Results Analysis
Interpreting statistics and making decisions based on experiment data.
What Analysis Shows
After running analysis, the system calculates results for each metric.
For A/B tests (2 groups):
- Effect (Δ) — absolute and relative change between groups
- Confidence Interval (CI Low, CI Up) — range of possible effect values
- P-value — statistical significance of difference
- Processing — applied data transformation (for example, log)
For A/B/C+ tests (3+ groups):
- Global p-value — overall significance of differences between all groups for each metric
- Pairwise comparisons — detailed comparison of each pair of groups (0-1, 0-2, 1-2) with p-values and confidence intervals
Results are displayed in tables divided by metric types: Conversion, Numeric, Ratio.
Analysis Methods
The system automatically selects optimal statistical methods for each experiment type and metric type.
Selection principle: For each combination (experiment type + metric type), a hierarchy of methods is used — from simple (for example, z-test for proportions) to more complex (for example, Welch ANOVA + Games-Howell). The system chooses the most appropriate method based on data characteristics: sample size, distribution, variances.
Experiment types:
- A/B test (2 groups) — classical methods for comparing two samples
- A/B/C+ test (3+ groups) — multiple comparison methods with correction for multiple testing
Metric types:
- Conversion — binary metrics use methods for proportions
- Numeric — numerical metrics use methods for continuous quantities
- Ratio — composite metrics use Delta Method or linearization to correctly account for numerator and denominator variability
Resampling for Small Samples
For experiments with small sample size (< 20,000 users), the system may use Monte Carlo resampling. This method creates thousands of simulated samples from the original data for more reliable estimation of statistical indicators.
Advantages:
- More accurate confidence intervals on small samples
- Does not require normality assumptions
- Accounts for real data structure
Resampling can be enabled or disabled in analysis settings. By default, it activates automatically when sample is less than 20,000 users.
Analysis Settings
Before running analysis, you can configure:
- Significance level (α) — threshold for p-value (default 0.05)
- Resampling — enable/disable for small samples
- Show confidence intervals — display CI in results
- FDR correction — apply Benjamini-Hochberg correction to key metrics to protect against "random" significant results when analyzing a family of metrics (see more in FDR correction)
How to Read Results
P-value and Statistical Significance
P < α (highlighted in green): Result is statistically significant — the difference between groups is most likely not random. You can trust conclusions.
P ≥ α (gray): Result is not significant — there is insufficient evidence that the change had an effect. Perhaps a larger sample is needed, or the effect is absent.
Important: P-value shows result reliability but does not indicate effect size or importance. Significance level α is configured before analysis.
Confidence Interval (CI)
A range of values within which the true effect falls with given probability (for example, 95% with α = 0.05).

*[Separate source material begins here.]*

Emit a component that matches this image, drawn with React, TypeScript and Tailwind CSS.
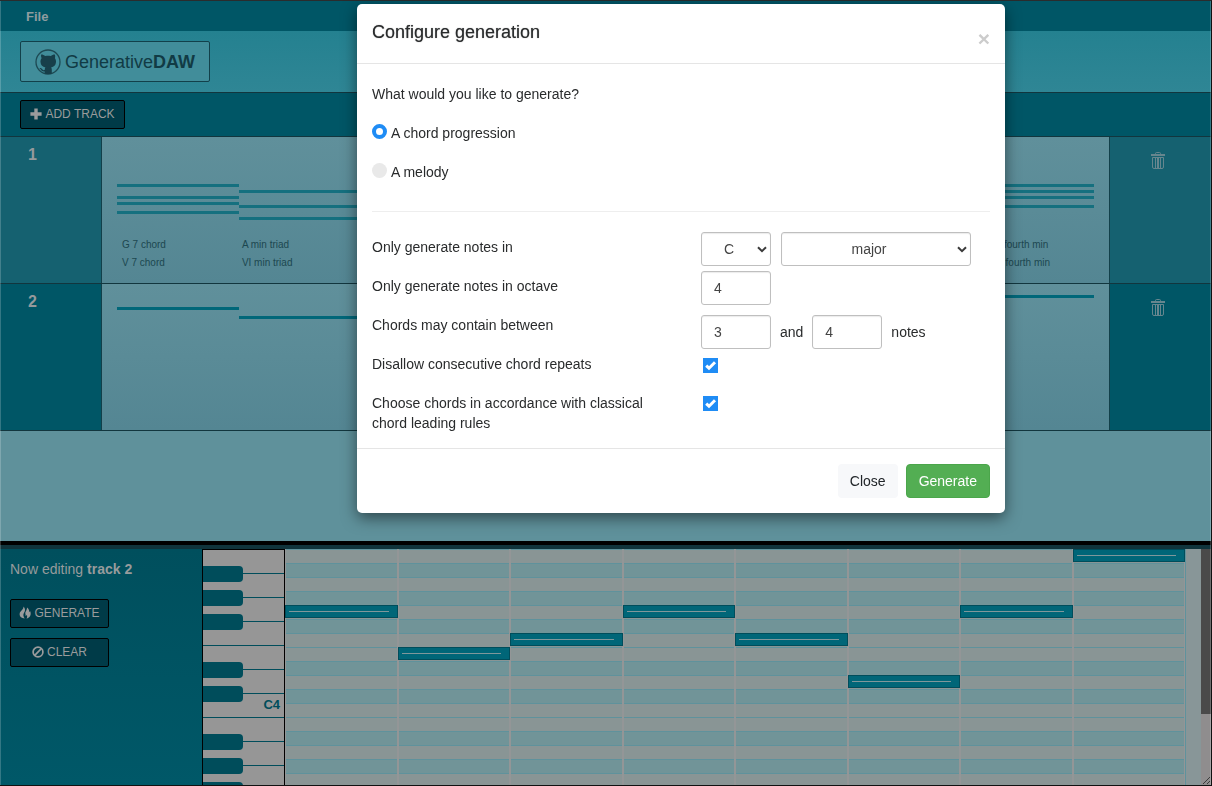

Interval does not include 0: Effect is statistically significant. For example, CI = [+2.1%, +5.3%] — all values are positive.
Interval includes 0: Effect is not significant. For example, CI = [-1.2%, +3.5%] — both positive and negative values are possible.
Interval width:
- Narrow interval = high estimation accuracy
- Wide interval = low accuracy, possibly insufficient sample
Relative Change
Percentage change relative to control group.
Example: Control = 5%, Test = 5.5%, Change = +10% (not +0.5%!)
Always look at relative change together with absolute and confidence interval for the full picture.
Creating Ratio Metrics
If the file has two numeric metrics (for example, revenue and orders), you can create a ratio metric directly in the analysis interface.
Process:
- Go to Ratio tab
- Click "Add ratio metric"
- Select numerator (for example,
revenue) - Select denominator (for example,
orders) - Specify name (for example,
average_order_value)
The system will calculate the metric with correct statistics accounting for variability of both components.
Examples of ratio metrics:
revenue / orders— average order valueclicks / impressions— CTRrevenue / sessions— revenue per session
Decision Making
Success:
- Effect is positive
- Statistically significant (p-value less than chosen α level)
- Sufficient from business perspective
Failure:
- Effect is absent or negative
- Or insufficient to justify resources
Ambiguous:
- Effect is close to significance boundary
- Contradictory results across different metrics
- Additional research needed
Always consider not only statistics but also business context, implementation cost, and risks.